BAT declares healthy dividend

BAT declares healthy dividend BAT’s total sales volumes for last year fell by 9 percent compared to the previous year
BAT’s total sales volumes for last year fell by 9 percent compared to the previous year

BAT’s total sales volumes for last year fell by 9 percent compared to the previous year

Business Reporter
A combination of reduced raw material prices, cost containment measures and asset disposals saw British American Tobacco Zimbabwe Holdings Ltd record a $15,5 million net profit for the year ended December 31.

As a result, BAT declared a dividend of $0,44c per share bringing the total for 2015 to $0,91c.

Net profit attributable to shareholders grew by $2 million on 2014 figures as revenue recorded a two percent increase on the comparative period in 2014, driven by marginal gains from pricing net of the impact of the excise increase in November 2014.

BAT’s total sales volumes for last year reduced by nine percent compared to the previous year. Sales volumes for local brands declined by 10 percent while global drive brand Dunhill grew by 12 percent although in the context of a lesser market share.

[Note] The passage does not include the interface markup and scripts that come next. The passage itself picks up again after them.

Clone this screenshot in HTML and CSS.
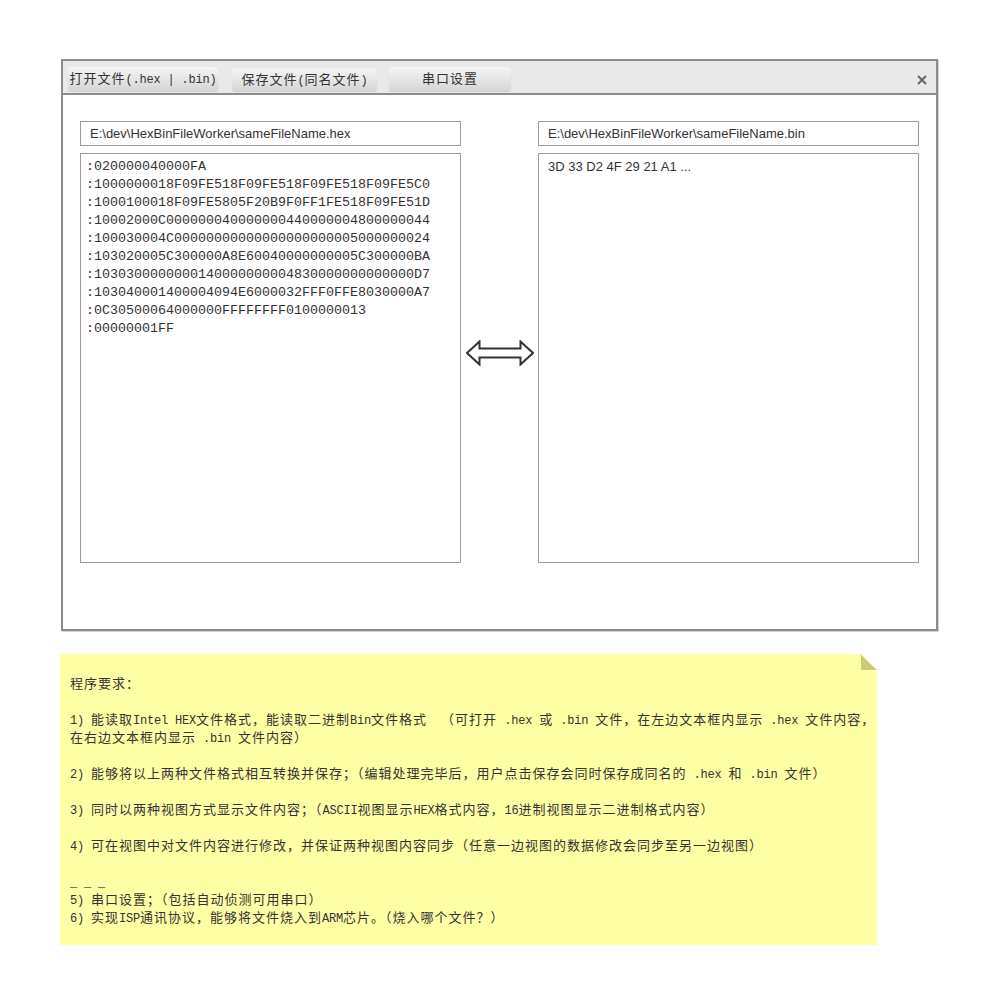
FILE: index.html
```html
<!DOCTYPE html>
<html lang="zh-CN">
<head>
<meta charset="utf-8">
<title>HexBinFileWorker</title>
<link rel="stylesheet" href="styles.css">
</head>
<body>
<div class="page">
  <div class="window">
    <div class="toolbar">
      <button class="btn btn-open">打开文件<span class="l">(.hex | .bin)</span></button>
      <button class="btn btn-save">保存文件<span class="l">(</span>同名文件<span class="l">)</span></button>
      <button class="btn btn-port">串口设置</button>
      <span class="close">
        <svg width="10" height="10" viewBox="0 0 10 10"><path d="M1 1 L9 9 M9 1 L1 9" stroke="#666" stroke-width="2" fill="none"/></svg>
      </span>
    </div>
    <div class="body">
      <div class="pane">
        <div class="path">E:\dev\HexBinFileWorker\sameFileName.hex</div>
        <div class="editor hex">:020000040000FA
:1000000018F09FE518F09FE518F09FE518F09FE5C0
:1000100018F09FE5805F20B9F0FF1FE518F09FE51D
:10002000C000000040000000440000004800000044
:100030004C00000000000000000000005000000024
:103020005C300000A8E60040000000005C300000BA
:1030300000000140000000004830000000000000D7
:103040001400004094E6000032FFF0FFE8030000A7
:0C30500064000000FFFFFFFF0100000013
:00000001FF</div>
      </div>
      <div class="arrow">
        <svg width="68" height="26" viewBox="0 0 68 26"><path d="M1 13 L13.5 1.5 V8.5 H54.5 V1.5 L67 13 L54.5 24.5 V17.5 H13.5 V24.5 Z" fill="#fff" stroke="#333" stroke-width="2" stroke-linejoin="miter"/></svg>
      </div>
      <div class="pane">
        <div class="path">E:\dev\HexBinFileWorker\sameFileName.bin</div>
        <div class="editor bin">3D 33 D2 4F 29 21 A1 ...</div>
      </div>
    </div>
  </div>

  <div class="note">
    <p>程序要求：</p>
    <p><span class="l">1) </span>能读取<span class="l">Intel HEX</span>文件格式，能读取二进制<span class="l">Bin</span>文件格式<span class="l">  </span>（可打开<span class="l"> .hex </span>或<span class="l"> .bin </span>文件，在左边文本框内显示<span class="l"> .hex </span>文件内容，<br>在右边文本框内显示<span class="l"> .bin </span>文件内容）</p>
    <p><span class="l">2) </span>能够将以上两种文件格式相互转换并保存；（编辑处理完毕后，用户点击保存会同时保存成同名的<span class="l"> .hex </span>和<span class="l"> .bin </span>文件）</p>
    <p><span class="l">3) </span>同时以两种视图方式显示文件内容；（<span class="l">ASCII</span>视图显示<span class="l">HEX</span>格式内容，<span class="l">16</span>进制视图显示二进制格式内容）</p>
    <p><span class="l">4) </span>可在视图中对文件内容进行修改，并保证两种视图内容同步（任意一边视图的数据修改会同步至另一边视图）</p>
    <p><span class="l">_ _ _</span><br><span class="l">5) </span>串口设置；（包括自动侦测可用串口）<br><span class="l">6) </span>实现<span class="l">ISP</span>通讯协议，能够将文件烧入到<span class="l">ARM</span>芯片。（烧入哪个文件？）</p>
  </div>
</div>
</body>
</html>
```

FILE: styles.css
```css
html, body {
  margin: 0;
  padding: 0;
  background: #fff;
}

body {
  font-family: "Noto Sans CJK SC", "Liberation Sans", sans-serif;
  color: #333;
}

.page {
  padding: 59px 0 40px 60px;
}

.l {
  font-family: "Liberation Mono", "Noto Sans CJK SC", monospace;
  font-size: 12px;
  letter-spacing: -0.2px;
  line-height: 10px;
  white-space: pre;
}

/* ---------- window ---------- */
.window {
  margin-left: 1px;
  width: 877px;
  height: 572px;
  box-sizing: border-box;
  border: 2px solid #8c8c8c;
  display: flex;
  flex-direction: column;
  background: #fff;
  box-shadow: 1px 1px 0 #d4d4d4;
}

.toolbar {
  height: 34px;
  box-sizing: border-box;
  background: #e9e9e9;
  border-bottom: 2px solid #8c8c8c;
  display: flex;
  align-items: flex-start;
  padding: 6px 9px 0 5px;
}

.btn {
  height: 24px;
  border: none;
  border-radius: 3px;
  padding: 0 0 3px;
  margin: 0;
  background: linear-gradient(to bottom, #f5f5f5 0%, #e6e6e6 50%, #d5d5d5 100%);
  box-shadow: 0 1px 1px rgba(0, 0, 0, 0.12);
  font-family: "Noto Sans CJK SC", sans-serif;
  font-size: 13px;
  letter-spacing: 1px;
  line-height: 18px;
  color: #333;
  white-space: nowrap;
  text-align: center;
}

.btn-open {
  width: 150px;
}

.btn-save {
  width: 145px;
  margin-left: 14px;
  margin-top: 1px;
  height: 23px;
  padding-bottom: 1px;
}

.btn-port {
  width: 122px;
  margin-left: 12px;
}

.close {
  margin-left: auto;
  align-self: center;
  margin-top: 0;
  width: 10px;
  height: 10px;
  display: flex;
}

/* ---------- body ---------- */
.body {
  flex: 1;
  display: flex;
  padding: 26px 17px 0;
}

.pane {
  width: 381px;
  display: flex;
  flex-direction: column;
  gap: 7px;
}

.path {
  height: 25px;
  box-sizing: border-box;
  border: 1px solid #9c9c9c;
  padding: 0 9px;
  font-family: "Liberation Sans", Arial, sans-serif;
  font-size: 13px;
  line-height: 23px;
  color: #333;
  white-space: nowrap;
}

.editor {
  height: 410px;
  box-sizing: border-box;
  border: 1px solid #9c9c9c;
  white-space: pre;
  color: #333;
  overflow: hidden;
}

.editor.hex {
  font-family: "Liberation Mono", monospace;
  font-size: 13.333px;
  line-height: 18px;
  padding: 4px 5px;
}

.editor.bin {
  font-family: "Liberation Sans", Arial, sans-serif;
  font-size: 13px;
  line-height: 18px;
  padding: 4px 9px;
}

.arrow {
  width: 77px;
  display: flex;
  justify-content: center;
  align-items: flex-start;
  padding-top: 219px;
}

/* ---------- note ---------- */
.note {
  position: relative;
  margin-top: 23px;
  width: 817px;
  height: 291px;
  box-sizing: border-box;
  padding: 20px 10px;
  background: #ffffa5;
  clip-path: polygon(0 0, calc(100% - 16px) 0, 100% 16px, 100% 100%, 0 100%);
  font-family: "Noto Sans CJK SC", sans-serif;
  font-size: 13px;
  letter-spacing: 1px;
  line-height: 18px;
  color: #333;
  white-space: nowrap;
}

.note::after {
  content: "";
  position: absolute;
  top: 0;
  right: 0;
  width: 16px;
  height: 16px;
  background: linear-gradient(to bottom left, transparent 50%, #cccc77 50%);
}

.note p {
  margin: 0 0 18px;
}

.note p:last-child {
  margin-bottom: 0;
}
```
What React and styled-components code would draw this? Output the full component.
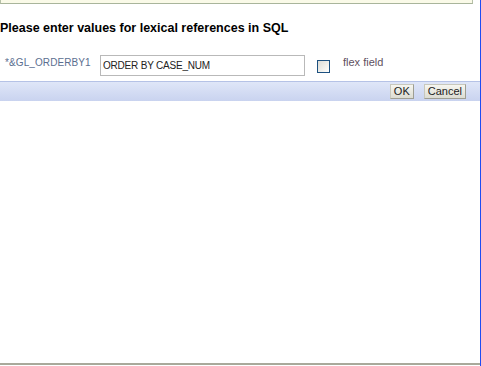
import React from "react";
import styled, { createGlobalStyle } from "styled-components";

const GlobalStyle = createGlobalStyle`
  html, body {
    margin: 0;
    padding: 0;
    background: #ffffff;
  }
  body {
    font-family: "Liberation Sans", Arial, sans-serif;
  }
`;

const Window = styled.div`
  width: 480px;
  height: 366px;
  border-right: 1px solid #1f4cf2;
  display: flex;
  flex-direction: column;
  overflow: hidden;
`;

const Body = styled.div`
  flex: 1;
  display: flex;
  flex-direction: column;
  border-bottom: 2px solid #a9a99b;
  margin-bottom: 1px;
`;

const Notice = styled.div`
  width: 473px;
  height: 4px;
  background: #fafae8;
  border-left: 1px solid #b6c0a8;
  border-right: 1px solid #b6c0a8;
  border-bottom: 1px solid #a9b59b;
  box-sizing: border-box;
`;

const Heading = styled.h2`
  margin: 16px 0 0 0;
  font-size: 12.5px;
  font-weight: bold;
  color: #000000;
  line-height: 16px;
`;

const Form = styled.div`
  display: flex;
  align-items: flex-start;
  padding: 19px 0 0 5px;
  height: 21px;
`;

const Label = styled.span`
  width: 95px;
  margin-top: 2px;
  font-size: 10px;
  letter-spacing: 0.1px;
  color: #5b6e8f;
`;

const TextInput = styled.input`
  width: 205px;
  height: 21px;
  box-sizing: border-box;
  border: 1px solid #b9b9b9;
  padding: 0 2px;
  font-family: "Liberation Sans", Arial, sans-serif;
  font-size: 10px;
  letter-spacing: -0.2px;
  color: #222222;
  outline: none;
`;

const CheckBox = styled.span`
  width: 13px;
  height: 13px;
  margin: 5px 0 0 12px;
  box-sizing: border-box;
  border: 1px solid #1d5180;
  background: linear-gradient(135deg, #dcdcd6 0%, #f4f4f0 70%, #ffffff 100%);
`;

const CheckLabel = styled.span`
  margin: 1px 0 0 13px;
  font-size: 11px;
  color: #5e5060;
`;

const ButtonBar = styled.div`
  margin-top: 5px;
  height: 19px;
  border-top: 1px solid #b5c2e6;
  background: linear-gradient(#dfe6f8, #c9d3ef);
  display: flex;
  justify-content: flex-end;
  align-items: center;
  gap: 10px;
  padding-right: 14px;
`;

const Button = styled.button`
  height: 15px;
  padding: 0 3px;
  border: 1px solid #c8c8bc;
  border-right-color: #9e9e92;
  border-bottom-color: #9e9e92;
  background: linear-gradient(#f6f6f0, #dcdcd2);
  font-family: "Liberation Sans", Arial, sans-serif;
  font-size: 11px;
  line-height: 13px;
  color: #222222;
`;

export default function App() {
  return (
    <>
      <GlobalStyle />
      <Window>
        <Body>
          <Notice />
          <Heading>Please enter values for lexical references in SQL</Heading>
          <Form>
            <Label>*&amp;GL_ORDERBY1</Label>
            <TextInput defaultValue="ORDER BY CASE_NUM" />
            <CheckBox />
            <CheckLabel>flex field</CheckLabel>
          </Form>
          <ButtonBar>
            <Button>OK</Button>
            <Button>Cancel</Button>
          </ButtonBar>
        </Body>
      </Window>
    </>
  );
}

The company leveraged the strength of its brands, distribution networks, manufacturing capabilities and people to consolidate its market dominance with an independent research saying that its market share grew to 82 percent in 2015 up from 81 percent in the comparative period.

However, BAT continues to feel the pressure from the influx of “suspiciously” priced cigarette products which may have an effect of reducing the company’s margins.

The cigarette maker is engaging Government with a view to plug loopholes that the unscrupulous businesses could be exploiting.

“We have seen what we call suspiciously priced products in the market particularly in quarter four, from October last year we started seeing an increase in those products. It is a discussion that we are having with the authorities that we need to manage these suspiciously priced products,” BAT managing director Ms Clara Mlambo told an analysts briefing yesterday.

She said Government could be losing at least $18 million in potential revenue through leakages as some local cigarette firms circumvent payment of excise duty on their products.

Cigarettes are some of the products which attract excise duty.

Excise duty on cigarettes is currently at $20 dollars per 1 000 sticks but some companies are finding ways to avoid paying.

Ms Mlambo said excise charges on a pack of cigarettes translates to 40c a pack and what is worrying is how some companies are selling a pack on the streets for 50c.

“It is an area that we need to deal with as an industry and Government because looking at quarter four last year, the Government probably lost about $2,3 million in excise because of the suspiciously priced products, and translating that to a full year, the Government could be losing around $18 million so that needs to be dealt with,” said Ms Mlambo.

Gross profit improved by 12 percent to $32,4 million, which the company attributed to reduced raw materials prices, productivity initiatives and cost containment measure in the firm’s manufacturing system.

Other income included proceeds from the disposal of a warehouse situated in Ardbennie, from which the company recorded a profit of $1,4 million.